“I don't know why this patient is on your schedule,” the nurse says, handing me the chart. “The other providers know her well. You're going to be tied up in there a long time.”
Hesitantly, I open the medical record to scan the contents. “Why is she here today?” I ask.
“She needs an exam before she can start clinicals in her CNA program next week. I don't know how I'm going to do her PPD. She's already weepy about it.”
I make my way down the long corridor to Room 8, rap on the door, and push it open. Despite the nurse's admonition, I'm not entirely prepared for the portrait before my eyes.
A young woman sits cross-legged on the examination table, hands resting in her lap. Long thin bleached hair frames her round face to the shoulders. Pale white arms protrude from a black sheer sleeveless blouse. Both forearms are riddled with row upon row of linear keloid scars. The mouth is pursed; her lower lip trembles ever so slightly.
I offer a hand and introduce myself. “I understand you're here for a physical exam,” I say.
“Yes,” she says, “I need it for my nursing program. But I'm really freaking out about the PPD test. I've got OCD, and if it bubbles I'm afraid that I'm going to pick and pick at it, and it won't be good.”
“Will an alternative tuberculosis test do?”
She wrinkles her brow. “What sort of test are you talking about?”
“It's called a QuantiFERON-TB assay,” I say. “It's a blood test.
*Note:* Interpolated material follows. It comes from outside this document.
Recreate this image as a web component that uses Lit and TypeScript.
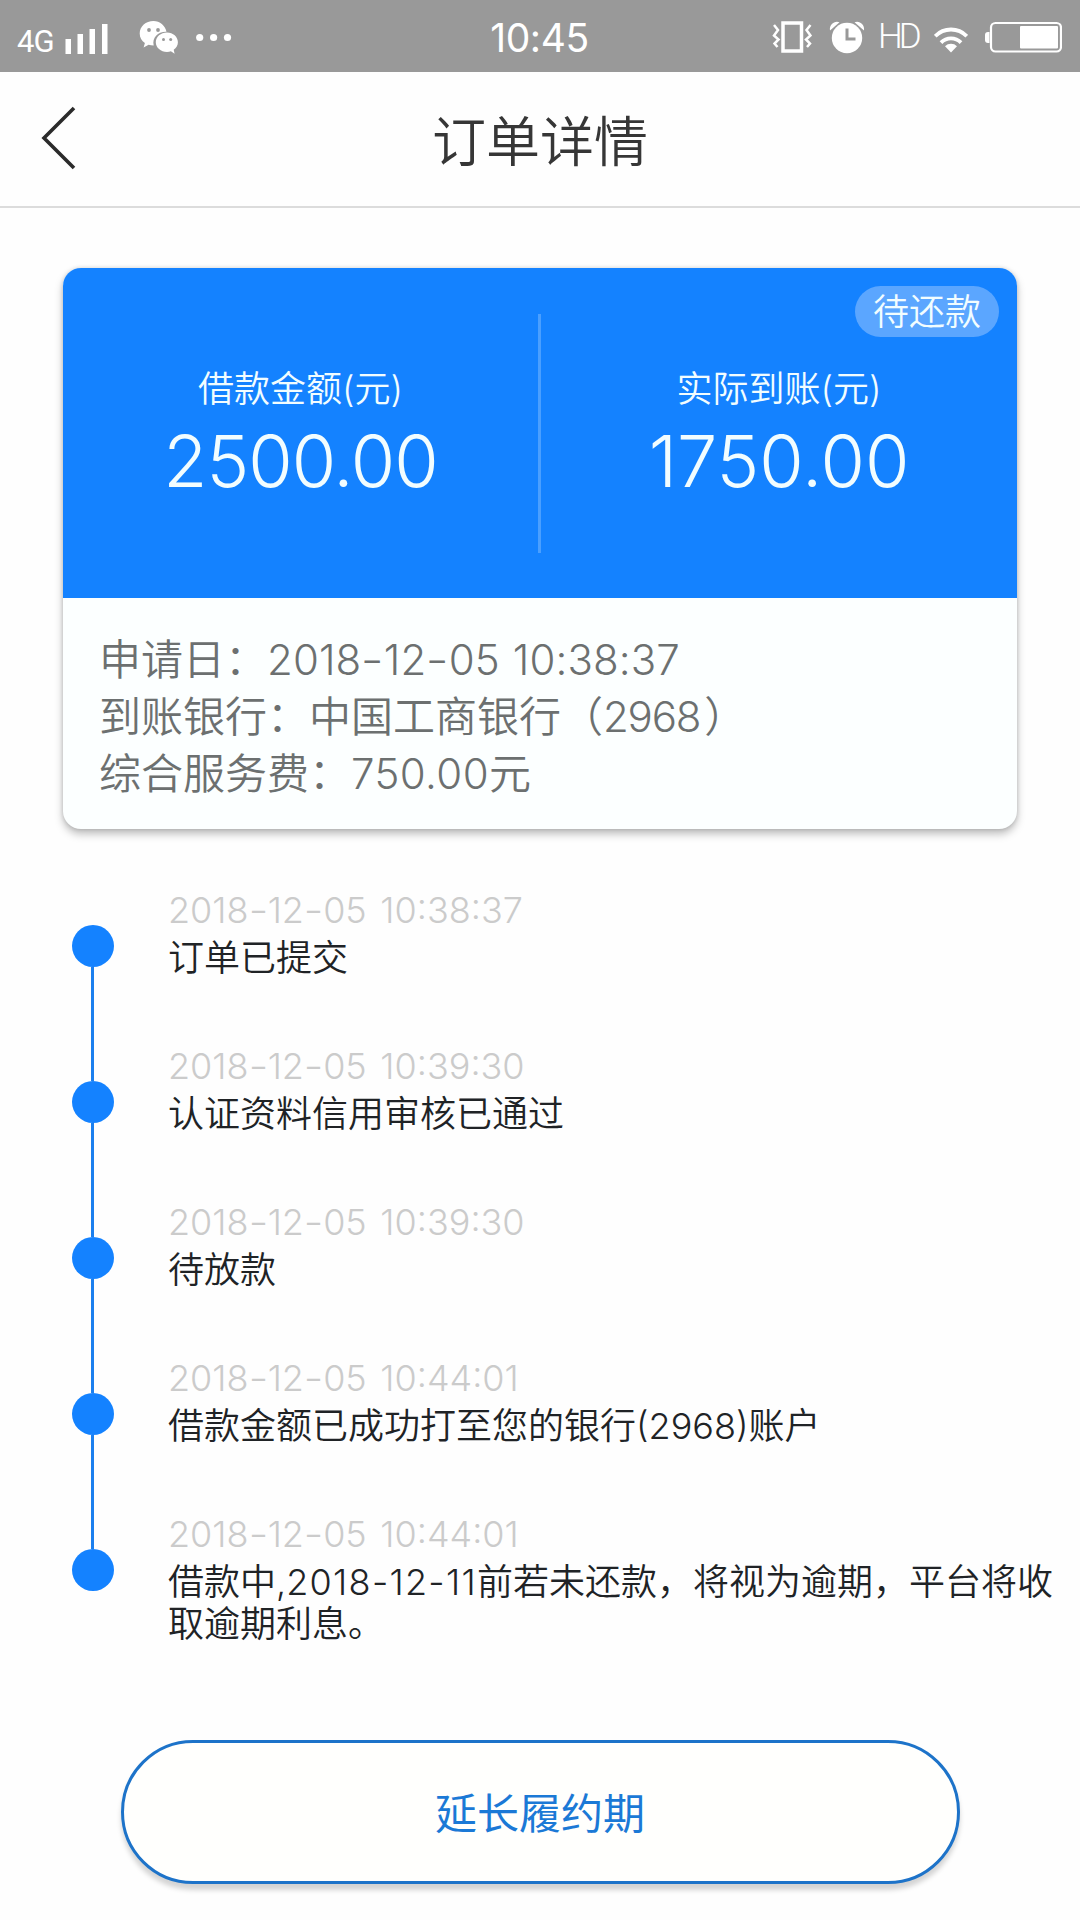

You'd have to go to the lab for a blood draw.”
“I wouldn't have to have a bubble injected in my skin?”
“No, the test is run on a blood sample.”
“Well, I'd much rather have blood drawn than have that bubble under my skin. I don't like the way my skin responds to trauma.”
I swallow hard and work to hold her gaze. “I can certainly order that test for you instead of the PPD,” I say. Almost immediately, the tenseness dissipates from her face.
“Now tell me—it's been a while since you've been here—what's been going on in your life?”
“I spent the last 15 months in residential psychiatric facilities,” she says. “The first one was out in the Midwest. From there I was transferred to one in the South, and then I went to one on the West Coast. I came back home to see if I could find a job. I heard CNAs were in demand, so I applied to a program and got accepted.”
“When does your program start?”
“I've been in class for the past 2 weeks, but now I'm due to start my clinical rotations. That's why I need the physical exam—and the tuberculosis test.”
“Are you taking medication of any sort?”
She nods her head and ticks off a litany of no less than five psychotropic drugs.
“Who is your prescriber?”
She recites the name, spelling it out when I ask her to; but I don't recognize it. “Actually, I don't really care for him,” she says. “He's not very good. I need to find another psychiatrist.”
I choose not to engage her on this last point and move on with the physical examination. She trembles when I touch her ear to insert the otoscope. I note minute fasciculations of the tongue when she thrusts it out. Her lungs sound clear; I feel a mass in the left lower quadrant of her belly. “How are bowel movements?” I ask.
“Usually once a week,” she says. “I take medicine for that, too, but it doesn't seem to work.”
I motion for her to sit up. “When was your last menstrual period?”
“Three years ago,” she says. “I've got an implant.”
“Are you in a relationship?”
“Long distance,” she says. “Really long distance—like Midwest long distance.”
I nod my head. “Let's have a look at your back,” I say.
She slides off the examination table, turns and bends over. I lift her blouse to check her spine and note several prominent linear scars just above the beltline.
“Everything checks out okay,” I say. I hand her a signed laboratory slip for the TB test. “As soon as the results come in, we'll append them to your form. It should be ready by next week.”
“Thanks,” she smiles. “I really appreciate you suggesting that other test. I don't think I could have handled the bubble.”
One suggestion, interpreted as a small act of kindness. Perhaps it was. I only know that that night I slept fitfully, unable to dismiss those pale white scars from the dark recesses of my mind.